• [Recorded data]
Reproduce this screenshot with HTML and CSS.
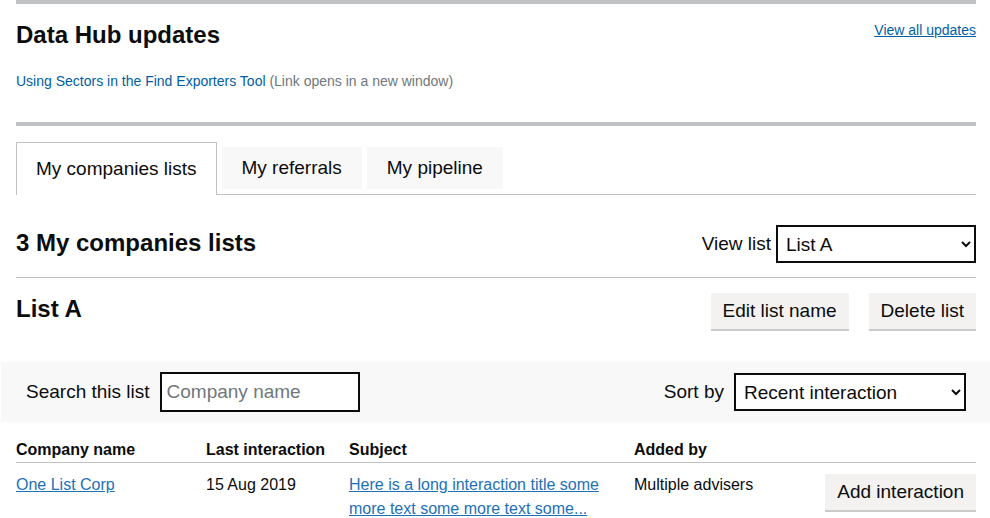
FILE: index.html
```html
<!DOCTYPE html>
<html lang="en">
<head>
<meta charset="utf-8">
<title>Data Hub</title>
<link rel="stylesheet" href="styles.css">
</head>
<body>
<div class="page">
  <section class="updates">
    <div class="updates-head">
      <h2 class="updates-title">Data Hub updates</h2>
      <a class="updates-all" href="#">View all updates</a>
    </div>
    <p class="update-item"><a href="#">Using Sectors in the Find Exporters Tool</a> (Link opens in a new window)</p>
  </section>

  <ul class="tabs">
    <li class="tab tab-selected">My companies lists</li>
    <li class="tab">My referrals</li>
    <li class="tab">My pipeline</li>
  </ul>

  <div class="lists-head">
    <h2 class="lists-title">3 My companies lists</h2>
    <label class="view-list">View list
      <select class="select select-list"><option>List A</option></select>
    </label>
  </div>

  <div class="list-head">
    <h3 class="list-title">List A</h3>
    <div class="list-actions">
      <button class="btn">Edit list name</button>
      <button class="btn">Delete list</button>
    </div>
  </div>

  <div class="filters">
    <label class="filter">Search this list
      <input class="input" type="text" placeholder="Company name">
    </label>
    <label class="filter">Sort by
      <select class="select select-sort"><option>Recent interaction</option></select>
    </label>
  </div>

  <table class="companies">
    <colgroup>
      <col class="c1"><col class="c2"><col class="c3"><col class="c4"><col class="c5">
    </colgroup>
    <thead>
      <tr>
        <th>Company name</th>
        <th>Last interaction</th>
        <th>Subject</th>
        <th>Added by</th>
        <th></th>
      </tr>
    </thead>
    <tbody>
      <tr>
        <td><a href="#">One List Corp</a></td>
        <td>15 Aug 2019</td>
        <td><a href="#">Here is a long interaction title some more text some more text some...</a></td>
        <td>Multiple advisers</td>
        <td class="cell-action"><button class="btn btn-row">Add interaction</button></td>
      </tr>
    </tbody>
  </table>
</div>
</body>
</html>
```

FILE: styles.css
```css
* { box-sizing: border-box; }
html, body { margin: 0; padding: 0; background: #fff; }
body {
  font-family: "Liberation Sans", Arial, sans-serif;
  color: #0b0c0c;
  overflow: hidden;
}
.page { padding: 0 14px 0 16px; width: 990px; }

.updates {
  border-top: 4px solid #bfc1c3;
  border-bottom: 4px solid #bfc1c3;
  padding: 16px 0 31px;
}
.updates-head {
  display: flex;
  justify-content: space-between;
  align-items: flex-start;
}
.updates-title {
  margin: 0;
  font-size: 24px;
  line-height: 30px;
  font-weight: 700;
}
.updates-all {
  margin-top: 0;
  font-size: 14px;
  line-height: 20px;
  color: #005ea5;
}
.update-item {
  margin: 21px 0 0;
  font-size: 14px;
  line-height: 20px;
  color: #6f777b;
}
.update-item a { color: #005ea5; text-decoration: none; }

.tabs {
  list-style: none;
  margin: 16px 0 0;
  padding: 0;
  display: flex;
  align-items: flex-end;
  gap: 5px;
  border-bottom: 1px solid #bfc1c3;
}
.tab {
  font-size: 19px;
  line-height: 22px;
  padding: 10px 20px;
  background: #f8f8f8;
  margin-bottom: 5px;
}
.tab-selected {
  background: #fff;
  border: 1px solid #bfc1c3;
  border-bottom: 0;
  padding: 15px 19px 15px 19px;
  margin-bottom: -1px;
}

.lists-head {
  display: flex;
  justify-content: space-between;
  align-items: center;
  margin-top: 30px;
  padding-bottom: 14px;
  border-bottom: 1px solid #bfc1c3;
}
.lists-title, .list-title {
  margin: 0;
  font-size: 24px;
  line-height: 30px;
  font-weight: 700;
}
.lists-title { margin-top: -2px; }
.view-list {
  display: flex;
  align-items: center;
  gap: 5px;
  font-size: 19px;
}
.select {
  font-family: "Liberation Sans", Arial, sans-serif;
  font-size: 19px;
  color: #0b0c0c;
  height: 38px;
  border: 2px solid #0b0c0c;
  border-radius: 0;
  background: #fff;
  padding: 0 4px;
}
.select-list { width: 200px; }
.select-sort { width: 232px; height: 38px; }

.list-head {
  display: flex;
  justify-content: space-between;
  align-items: center;
  padding-top: 15px;
}
.list-title { margin-top: -6px; }
.list-actions { display: flex; gap: 20px; }
.btn {
  font-family: "Liberation Sans", Arial, sans-serif;
  font-size: 19px;
  line-height: 22px;
  color: #0b0c0c;
  background: #f3f2f1;
  border: 0;
  border-radius: 0;
  padding: 7px 12px;
  box-shadow: 0 2px 0 #cbcac9;
  margin-bottom: 2px;
}

.filters {
  margin: 31px -14px 0 -15px;
  background: #f8f8f8;
  padding: 10px 24px 10px 25px;
  display: flex;
  justify-content: space-between;
  align-items: center;
}
.filter {
  display: flex;
  align-items: center;
  gap: 10px;
  font-size: 19px;
}
.input {
  font-family: "Liberation Sans", Arial, sans-serif;
  font-size: 19px;
  width: 200px;
  height: 40px;
  border: 2px solid #0b0c0c;
  border-radius: 0;
  padding: 0 5px;
  color: #0b0c0c;
}
.input::placeholder { color: #6f777b; }

.companies {
  width: 960px;
  margin-top: 14px;
  border-collapse: collapse;
  table-layout: fixed;
  font-size: 16px;
}
.c1 { width: 190px; }
.c2 { width: 143px; }
.c3 { width: 285px; }
.c4 { width: 190px; }
.c5 { width: 152px; }
.companies th {
  text-align: left;
  font-weight: 700;
  line-height: 20px;
  padding: 4px 20px 2px 0;
  border-bottom: 1px solid #bfc1c3;
}
.companies td {
  vertical-align: top;
  line-height: 24px;
  padding: 10px 20px 9px 0;
}
.companies a { color: #1d70b8; }
.companies td.cell-action { padding: 11px 0 0; text-align: right; }
.btn-row { padding: 7px 12px; }
```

• [Stated task] What is the number of lines in the data above that include the word "this"? Answer with that number only.

• [Final result] 2